**Provided information:**
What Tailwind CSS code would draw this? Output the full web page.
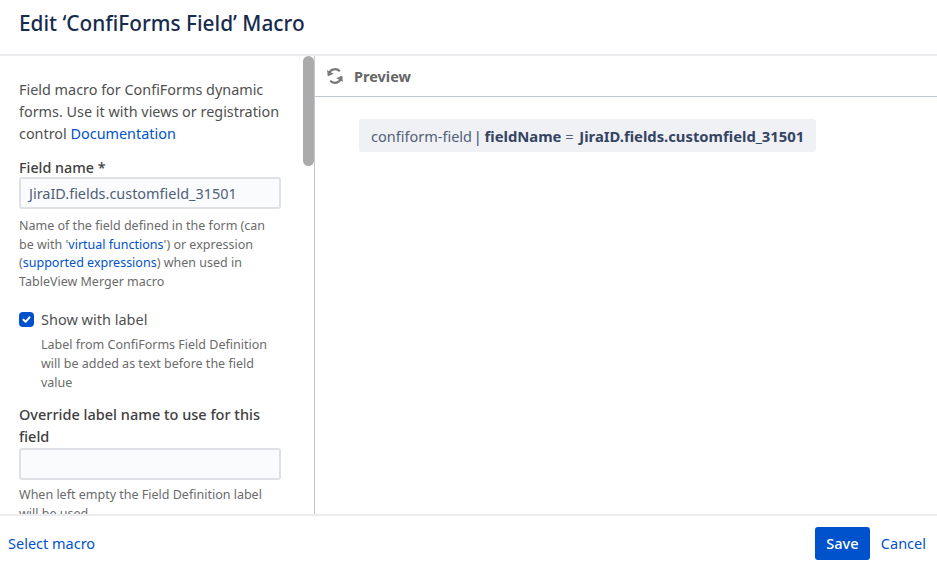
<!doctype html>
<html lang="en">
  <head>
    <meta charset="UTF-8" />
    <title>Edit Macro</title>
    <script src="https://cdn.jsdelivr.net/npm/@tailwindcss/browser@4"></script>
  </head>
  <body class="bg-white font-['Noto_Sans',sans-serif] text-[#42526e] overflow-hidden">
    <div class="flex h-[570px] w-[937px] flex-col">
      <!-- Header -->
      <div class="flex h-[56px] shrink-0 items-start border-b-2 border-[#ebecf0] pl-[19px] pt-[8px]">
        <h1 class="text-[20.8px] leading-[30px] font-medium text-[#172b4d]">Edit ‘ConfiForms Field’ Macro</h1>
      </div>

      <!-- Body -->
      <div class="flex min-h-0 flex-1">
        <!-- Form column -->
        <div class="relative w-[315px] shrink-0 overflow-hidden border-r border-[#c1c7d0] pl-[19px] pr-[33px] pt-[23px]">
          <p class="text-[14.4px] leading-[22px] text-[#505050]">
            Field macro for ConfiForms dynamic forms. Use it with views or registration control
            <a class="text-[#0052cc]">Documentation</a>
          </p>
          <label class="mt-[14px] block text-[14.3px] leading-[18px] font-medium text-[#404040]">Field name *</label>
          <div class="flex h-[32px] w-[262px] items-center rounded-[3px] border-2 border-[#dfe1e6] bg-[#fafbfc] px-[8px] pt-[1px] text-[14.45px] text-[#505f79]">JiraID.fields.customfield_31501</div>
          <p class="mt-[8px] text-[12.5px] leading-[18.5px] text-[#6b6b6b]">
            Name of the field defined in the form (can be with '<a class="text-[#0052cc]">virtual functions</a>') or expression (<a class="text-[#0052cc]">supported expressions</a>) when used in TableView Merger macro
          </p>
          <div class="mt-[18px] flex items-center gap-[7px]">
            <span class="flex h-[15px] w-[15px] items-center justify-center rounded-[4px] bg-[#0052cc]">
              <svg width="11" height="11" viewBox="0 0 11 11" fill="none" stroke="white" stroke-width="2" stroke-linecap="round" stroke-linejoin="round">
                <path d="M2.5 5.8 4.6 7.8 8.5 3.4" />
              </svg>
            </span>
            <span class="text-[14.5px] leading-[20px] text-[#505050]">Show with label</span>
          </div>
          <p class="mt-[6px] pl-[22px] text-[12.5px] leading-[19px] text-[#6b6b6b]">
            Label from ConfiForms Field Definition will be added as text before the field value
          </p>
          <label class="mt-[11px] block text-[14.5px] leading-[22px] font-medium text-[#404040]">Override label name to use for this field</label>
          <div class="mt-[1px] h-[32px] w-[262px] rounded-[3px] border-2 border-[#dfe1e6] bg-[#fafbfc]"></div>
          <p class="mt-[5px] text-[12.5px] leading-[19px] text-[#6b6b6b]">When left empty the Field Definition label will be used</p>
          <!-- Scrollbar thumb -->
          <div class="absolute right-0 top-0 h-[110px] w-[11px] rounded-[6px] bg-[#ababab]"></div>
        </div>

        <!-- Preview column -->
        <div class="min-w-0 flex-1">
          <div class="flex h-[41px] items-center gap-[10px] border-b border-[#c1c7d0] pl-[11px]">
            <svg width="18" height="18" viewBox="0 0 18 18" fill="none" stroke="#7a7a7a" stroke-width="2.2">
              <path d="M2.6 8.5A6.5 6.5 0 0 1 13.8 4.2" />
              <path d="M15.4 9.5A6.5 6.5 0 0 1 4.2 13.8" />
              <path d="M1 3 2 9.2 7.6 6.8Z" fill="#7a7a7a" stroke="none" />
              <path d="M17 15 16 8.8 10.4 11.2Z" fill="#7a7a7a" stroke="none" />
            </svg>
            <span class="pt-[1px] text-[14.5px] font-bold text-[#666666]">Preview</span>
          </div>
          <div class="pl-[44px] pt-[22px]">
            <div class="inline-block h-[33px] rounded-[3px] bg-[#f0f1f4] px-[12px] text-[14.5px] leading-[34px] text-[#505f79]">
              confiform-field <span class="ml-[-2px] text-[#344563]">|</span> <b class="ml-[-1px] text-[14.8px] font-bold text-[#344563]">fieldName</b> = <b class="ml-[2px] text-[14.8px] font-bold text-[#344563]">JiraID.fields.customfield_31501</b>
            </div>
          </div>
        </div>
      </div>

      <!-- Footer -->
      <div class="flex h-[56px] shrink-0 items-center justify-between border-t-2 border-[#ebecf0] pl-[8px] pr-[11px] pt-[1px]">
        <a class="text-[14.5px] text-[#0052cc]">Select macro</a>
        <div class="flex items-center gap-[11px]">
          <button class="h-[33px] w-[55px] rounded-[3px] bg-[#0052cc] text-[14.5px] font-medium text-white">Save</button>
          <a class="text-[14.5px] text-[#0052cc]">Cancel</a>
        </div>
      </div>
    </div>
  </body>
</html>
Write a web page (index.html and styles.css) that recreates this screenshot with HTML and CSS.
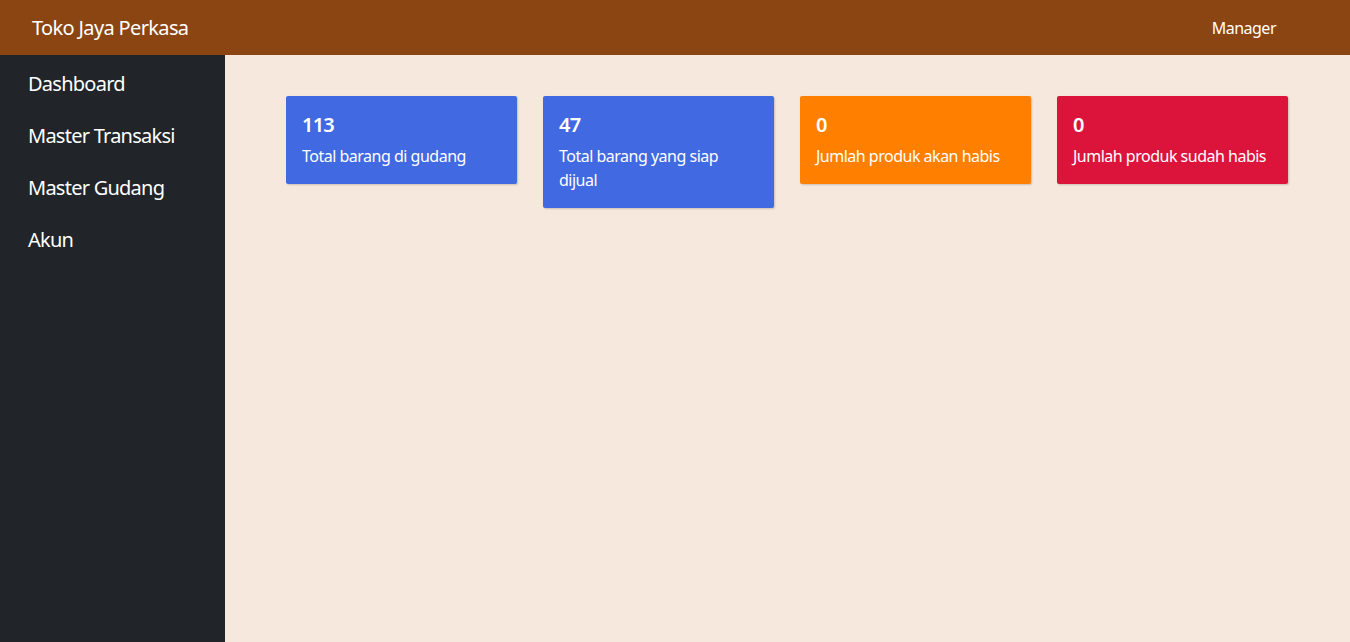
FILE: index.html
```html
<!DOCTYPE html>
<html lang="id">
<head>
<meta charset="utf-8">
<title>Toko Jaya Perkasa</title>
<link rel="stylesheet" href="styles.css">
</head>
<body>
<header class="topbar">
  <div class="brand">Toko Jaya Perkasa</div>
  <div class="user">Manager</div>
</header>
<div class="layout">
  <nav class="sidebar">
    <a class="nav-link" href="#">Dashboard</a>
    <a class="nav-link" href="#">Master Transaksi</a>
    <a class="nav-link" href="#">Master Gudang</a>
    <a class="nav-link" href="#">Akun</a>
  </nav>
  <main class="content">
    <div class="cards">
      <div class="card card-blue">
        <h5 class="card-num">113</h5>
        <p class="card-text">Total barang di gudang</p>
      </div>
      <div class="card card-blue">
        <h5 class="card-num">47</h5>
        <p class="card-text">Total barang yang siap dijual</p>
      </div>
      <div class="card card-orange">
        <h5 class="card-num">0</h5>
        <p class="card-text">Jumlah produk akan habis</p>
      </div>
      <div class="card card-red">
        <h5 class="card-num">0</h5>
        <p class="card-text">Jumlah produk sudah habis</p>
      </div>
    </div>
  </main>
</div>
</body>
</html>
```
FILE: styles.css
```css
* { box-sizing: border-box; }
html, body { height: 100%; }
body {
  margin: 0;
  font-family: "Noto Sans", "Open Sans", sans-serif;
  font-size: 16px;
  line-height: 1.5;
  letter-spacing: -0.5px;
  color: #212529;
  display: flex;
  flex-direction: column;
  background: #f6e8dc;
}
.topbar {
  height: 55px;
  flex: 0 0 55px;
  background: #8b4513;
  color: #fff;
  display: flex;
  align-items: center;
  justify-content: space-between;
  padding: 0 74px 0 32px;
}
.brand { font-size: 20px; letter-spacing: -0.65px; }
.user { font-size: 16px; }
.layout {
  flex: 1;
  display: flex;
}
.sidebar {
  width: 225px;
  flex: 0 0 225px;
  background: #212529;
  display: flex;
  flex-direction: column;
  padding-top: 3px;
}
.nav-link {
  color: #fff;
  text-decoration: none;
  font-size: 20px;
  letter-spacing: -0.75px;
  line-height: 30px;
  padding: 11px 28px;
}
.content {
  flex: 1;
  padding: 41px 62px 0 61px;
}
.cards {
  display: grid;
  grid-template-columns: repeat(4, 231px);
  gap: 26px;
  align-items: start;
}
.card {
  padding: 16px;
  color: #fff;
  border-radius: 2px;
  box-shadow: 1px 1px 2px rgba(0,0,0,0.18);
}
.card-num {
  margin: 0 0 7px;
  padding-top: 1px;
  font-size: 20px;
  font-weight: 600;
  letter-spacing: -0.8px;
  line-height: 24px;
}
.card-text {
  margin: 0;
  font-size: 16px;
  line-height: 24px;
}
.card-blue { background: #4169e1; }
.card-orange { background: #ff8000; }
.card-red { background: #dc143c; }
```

**What is expected:**
From the material given, work out how many lines hold the string "this"; state that number and nothing further.

**Answer for the task:**
3